--- Given data ---

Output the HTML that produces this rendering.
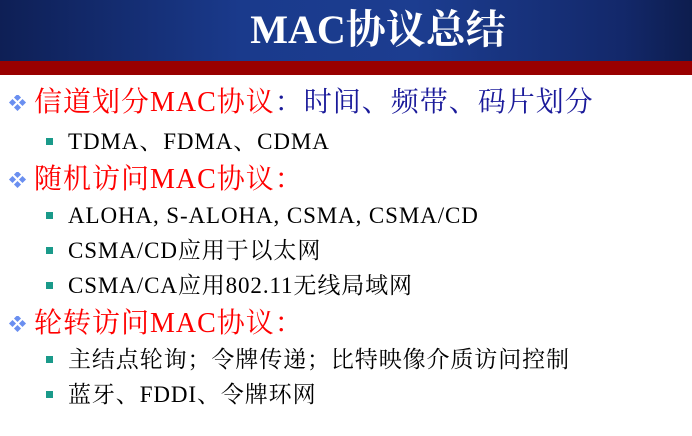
<!DOCTYPE html>
<html><head><meta charset="utf-8"><style>
body{margin:0;width:692px;height:436px;background:#fff;overflow:hidden;position:relative;font-family:"Liberation Serif","Noto Serif CJK SC",serif}
.hd{position:absolute;left:0;top:0;width:692px;height:61px;background:linear-gradient(90deg,#0e1f55 0%,#1a3a8c 35%,#1c3d90 60%,#13286a 90%,#0d1d4e 100%)}
.rb{position:absolute;left:0;top:61px;width:692px;height:14px;background:#990000}
.t{position:absolute;left:0;width:692px;top:6px;text-align:center;color:#fff;font-size:40px;font-weight:bold;line-height:48px;padding-left:64px;box-sizing:border-box}
.l1{position:absolute;left:34px;font-size:28px;line-height:34px;color:#f00;white-space:nowrap;letter-spacing:1px}
.l1 .b{color:#1a1a9a}
.dm{position:absolute;left:-26px;top:9px;width:20px;height:16px}
.l2{position:absolute;left:68px;font-size:23px;line-height:28px;color:#000;white-space:nowrap;letter-spacing:0.9px}
.l2:before{content:"";position:absolute;left:-22px;top:10px;width:7px;height:7px;background:#1a9a8a}
</style></head><body>
<div class="hd"></div><div class="rb"></div>
<div class="t">MAC协议总结</div>
<svg width="0" height="0" style="position:absolute"><defs><g id="d"><rect x="7" y="0" width="5" height="5" transform="rotate(45 9.5 2.5)" fill="#6a8ff0"/><rect x="2" y="5" width="5" height="5" transform="rotate(45 4.5 7.5)" fill="#6a8ff0"/><rect x="12" y="5" width="5" height="5" transform="rotate(45 14.5 7.5)" fill="#6a8ff0"/><rect x="7" y="10" width="5" height="5" transform="rotate(45 9.5 12.5)" fill="#6a8ff0"/></g></defs></svg>
<div class="l1" style="top:86px"><svg class="dm"><use href="#d"/></svg>信道划分MAC协议<span class="b">：时间、频带、码片划分</span></div>
<div class="l2" style="top:128px">TDMA、FDMA、CDMA</div>
<div class="l1" style="top:163px"><svg class="dm"><use href="#d"/></svg>随机访问MAC协议：</div>
<div class="l2" style="top:202px">ALOHA, S-ALOHA, CSMA, CSMA/CD</div>
<div class="l2" style="top:237px">CSMA/CD应用于以太网</div>
<div class="l2" style="top:272px">CSMA/CA应用802.11无线局域网</div>
<div class="l1" style="top:307px"><svg class="dm"><use href="#d"/></svg>轮转访问MAC协议：</div>
<div class="l2" style="top:346px">主结点轮询；令牌传递；比特映像介质访问控制</div>
<div class="l2" style="top:381px">蓝牙、FDDI、令牌环网</div>
</body></html>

---

The exercise:
Please set down each line of the data above exactly as written, without the pictures.

Answer to this problem:
Output the HTML that produces this rendering.
<!DOCTYPE html>
<html><head><meta charset="utf-8"><style>
body{margin:0;width:692px;height:436px;background:#fff;overflow:hidden;position:relative;font-family:"Liberation Serif","Noto Serif CJK SC",serif}
.hd{position:absolute;left:0;top:0;width:692px;height:61px;background:linear-gradient(90deg,#0e1f55 0%,#1a3a8c 35%,#1c3d90 60%,#13286a 90%,#0d1d4e 100%)}
.rb{position:absolute;left:0;top:61px;width:692px;height:14px;background:#990000}
.t{position:absolute;left:0;width:692px;top:6px;text-align:center;color:#fff;font-size:40px;font-weight:bold;line-height:48px;padding-left:64px;box-sizing:border-box}
.l1{position:absolute;left:34px;font-size:28px;line-height:34px;color:#f00;white-space:nowrap;letter-spacing:1px}
.l1 .b{color:#1a1a9a}
.dm{position:absolute;left:-26px;top:9px;width:20px;height:16px}
.l2{position:absolute;left:68px;font-size:23px;line-height:28px;color:#000;white-space:nowrap;letter-spacing:0.9px}
.l2:before{content:"";position:absolute;left:-22px;top:10px;width:7px;height:7px;background:#1a9a8a}
</style></head><body>
<div class="hd"></div><div class="rb"></div>
<div class="t">MAC协议总结</div>
<svg width="0" height="0" style="position:absolute"><defs><g id="d"><rect x="7" y="0" width="5" height="5" transform="rotate(45 9.5 2.5)" fill="#6a8ff0"/><rect x="2" y="5" width="5" height="5" transform="rotate(45 4.5 7.5)" fill="#6a8ff0"/><rect x="12" y="5" width="5" height="5" transform="rotate(45 14.5 7.5)" fill="#6a8ff0"/><rect x="7" y="10" width="5" height="5" transform="rotate(45 9.5 12.5)" fill="#6a8ff0"/></g></defs></svg>
<div class="l1" style="top:86px"><svg class="dm"><use href="#d"/></svg>信道划分MAC协议<span class="b">：时间、频带、码片划分</span></div>
<div class="l2" style="top:128px">TDMA、FDMA、CDMA</div>
<div class="l1" style="top:163px"><svg class="dm"><use href="#d"/></svg>随机访问MAC协议：</div>
<div class="l2" style="top:202px">ALOHA, S-ALOHA, CSMA, CSMA/CD</div>
<div class="l2" style="top:237px">CSMA/CD应用于以太网</div>
<div class="l2" style="top:272px">CSMA/CA应用802.11无线局域网</div>
<div class="l1" style="top:307px"><svg class="dm"><use href="#d"/></svg>轮转访问MAC协议：</div>
<div class="l2" style="top:346px">主结点轮询；令牌传递；比特映像介质访问控制</div>
<div class="l2" style="top:381px">蓝牙、FDDI、令牌环网</div>
</body></html>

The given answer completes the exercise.